§ **REQUEST**
Restate the data word for word and leave the images out.

•••••

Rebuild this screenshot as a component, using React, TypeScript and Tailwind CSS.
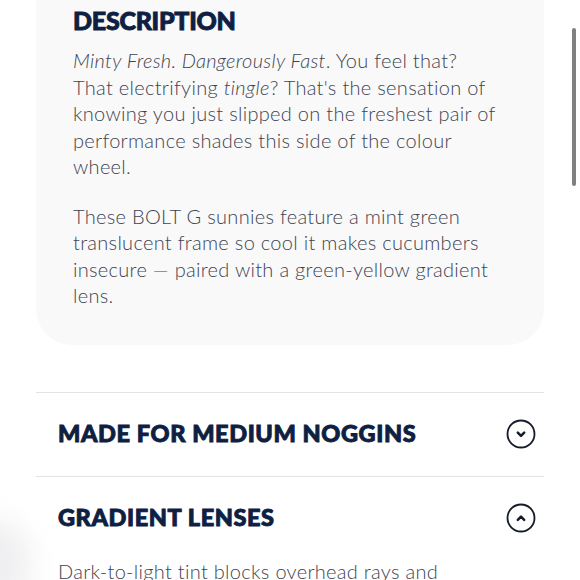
import { useState } from 'react';

const heading =
  "font-['Lato',sans-serif] font-black uppercase text-[#0e2041] [-webkit-text-stroke:0.9px_#0e2041]";
const body = "font-['Lato',sans-serif] font-light text-[20px] leading-[26.5px] tracking-[0.015em] text-[#3d4450]";

function ChevronCircle({ open }: { open: boolean }) {
  return (
    <svg width="30" height="30" viewBox="0 0 30 30" fill="none" className="shrink-0">
      <circle cx="15" cy="15" r="13.5" stroke="#161b2b" strokeWidth="1.8" />
      {open ? (
        <path d="M11.8 16.8 15 13.6l3.2 3.2" stroke="#161b2b" strokeWidth="2.5" strokeLinecap="round" strokeLinejoin="round" />
      ) : (
        <path d="M11.8 13.6 15 16.8l3.2-3.2" stroke="#161b2b" strokeWidth="2.5" strokeLinecap="round" strokeLinejoin="round" />
      )}
    </svg>
  );
}

interface Section {
  title: string;
  text: string;
}

const SECTIONS: Section[] = [
  {
    title: 'Made for medium noggins',
    text: 'Sized for medium faces with a snug, no-slip fit that stays put when things get fast.',
  },
  {
    title: 'Gradient lenses',
    text: 'Dark-to-light tint blocks overhead rays and keeps the view ahead crisp and clear.',
  },
];

export default function App() {
  const [open, setOpen] = useState<number | null>(1);

  return (
    <div className="relative h-[580px] overflow-hidden bg-white px-[36px]">
      {/* Description card (page is scrolled, top is above the fold) */}
      <div className="-mt-[40px] rounded-[36px] bg-[#f9f9fa] pl-[37px] pr-[47px] pt-[48px] pb-[36px]">
        <h2 className={`${heading} text-[25px] leading-[25px] tracking-[-0.01em]`}>Description</h2>
        <p className={`${body} mt-[14px]`}>
          <em>Minty Fresh. Dangerously Fast</em>. You feel that? That electrifying <em>tingle</em>? That's the
          sensation of knowing you just slipped on the freshest pair of performance shades this side of the colour
          wheel.
        </p>
        <p className={`${body} mt-[23px]`}>
          These BOLT G sunnies feature a mint green translucent frame so cool it makes cucumbers insecure — paired
          with a green-yellow gradient lens.
        </p>
      </div>

      {/* Accordion */}
      <div className="mt-[47px]">
        {SECTIONS.map((s, i) => (
          <div key={s.title} className="border-t border-[#e3e3e5]">
            <button
              onClick={() => setOpen(open === i ? null : i)}
              className="flex h-[83px] w-full items-center justify-between pl-[22px] pr-[8px] text-left"
            >
              <span className={`${heading} -mt-[3px] text-[23.5px] leading-[24px] tracking-[0.025em]`}>{s.title}</span>
              <ChevronCircle open={open === i} />
            </button>
            {open === i && <p className={`${body} -mt-[2px] pl-[22px] pr-[90px] pb-6`}>{s.text}</p>}
          </div>
        ))}
      </div>

      {/* faint shadow bottom-left */}
      <div className="pointer-events-none absolute -bottom-[30px] -left-[45px] h-[90px] w-[75px] rounded-full bg-[#efeff1] blur-[14px]" />

      {/* scrollbar */}
      <div className="absolute right-[4px] top-[28px] h-[158px] w-[4px] rounded-full bg-[#808080]" />
    </div>
  );
}
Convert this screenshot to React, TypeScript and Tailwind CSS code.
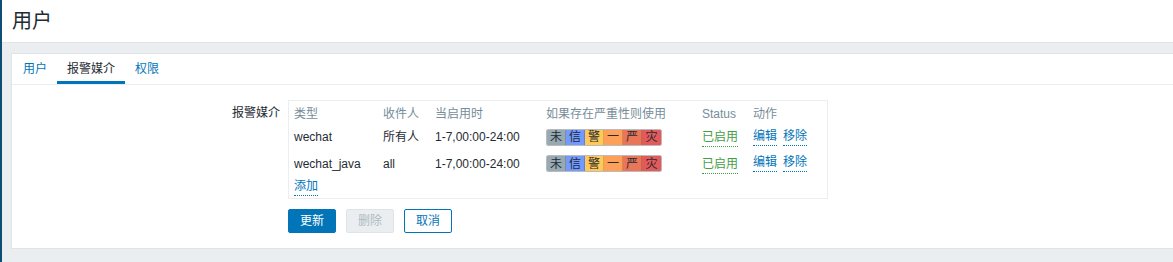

•••••

§ **EXERCISE ANSWER**
Rebuild this screenshot as a component, using React, TypeScript and Tailwind CSS.
import { useState } from 'react';

const heading =
  "font-['Lato',sans-serif] font-black uppercase text-[#0e2041] [-webkit-text-stroke:0.9px_#0e2041]";
const body = "font-['Lato',sans-serif] font-light text-[20px] leading-[26.5px] tracking-[0.015em] text-[#3d4450]";

function ChevronCircle({ open }: { open: boolean }) {
  return (
    <svg width="30" height="30" viewBox="0 0 30 30" fill="none" className="shrink-0">
      <circle cx="15" cy="15" r="13.5" stroke="#161b2b" strokeWidth="1.8" />
      {open ? (
        <path d="M11.8 16.8 15 13.6l3.2 3.2" stroke="#161b2b" strokeWidth="2.5" strokeLinecap="round" strokeLinejoin="round" />
      ) : (
        <path d="M11.8 13.6 15 16.8l3.2-3.2" stroke="#161b2b" strokeWidth="2.5" strokeLinecap="round" strokeLinejoin="round" />
      )}
    </svg>
  );
}

interface Section {
  title: string;
  text: string;
}

const SECTIONS: Section[] = [
  {
    title: 'Made for medium noggins',
    text: 'Sized for medium faces with a snug, no-slip fit that stays put when things get fast.',
  },
  {
    title: 'Gradient lenses',
    text: 'Dark-to-light tint blocks overhead rays and keeps the view ahead crisp and clear.',
  },
];

export default function App() {
  const [open, setOpen] = useState<number | null>(1);

  return (
    <div className="relative h-[580px] overflow-hidden bg-white px-[36px]">
      {/* Description card (page is scrolled, top is above the fold) */}
      <div className="-mt-[40px] rounded-[36px] bg-[#f9f9fa] pl-[37px] pr-[47px] pt-[48px] pb-[36px]">
        <h2 className={`${heading} text-[25px] leading-[25px] tracking-[-0.01em]`}>Description</h2>
        <p className={`${body} mt-[14px]`}>
          <em>Minty Fresh. Dangerously Fast</em>. You feel that? That electrifying <em>tingle</em>? That's the
          sensation of knowing you just slipped on the freshest pair of performance shades this side of the colour
          wheel.
        </p>
        <p className={`${body} mt-[23px]`}>
          These BOLT G sunnies feature a mint green translucent frame so cool it makes cucumbers insecure — paired
          with a green-yellow gradient lens.
        </p>
      </div>

      {/* Accordion */}
      <div className="mt-[47px]">
        {SECTIONS.map((s, i) => (
          <div key={s.title} className="border-t border-[#e3e3e5]">
            <button
              onClick={() => setOpen(open === i ? null : i)}
              className="flex h-[83px] w-full items-center justify-between pl-[22px] pr-[8px] text-left"
            >
              <span className={`${heading} -mt-[3px] text-[23.5px] leading-[24px] tracking-[0.025em]`}>{s.title}</span>
              <ChevronCircle open={open === i} />
            </button>
            {open === i && <p className={`${body} -mt-[2px] pl-[22px] pr-[90px] pb-6`}>{s.text}</p>}
          </div>
        ))}
      </div>

      {/* faint shadow bottom-left */}
      <div className="pointer-events-none absolute -bottom-[30px] -left-[45px] h-[90px] w-[75px] rounded-full bg-[#efeff1] blur-[14px]" />

      {/* scrollbar */}
      <div className="absolute right-[4px] top-[28px] h-[158px] w-[4px] rounded-full bg-[#808080]" />
    </div>
  );
}
Convert this screenshot to React, TypeScript and Tailwind CSS code.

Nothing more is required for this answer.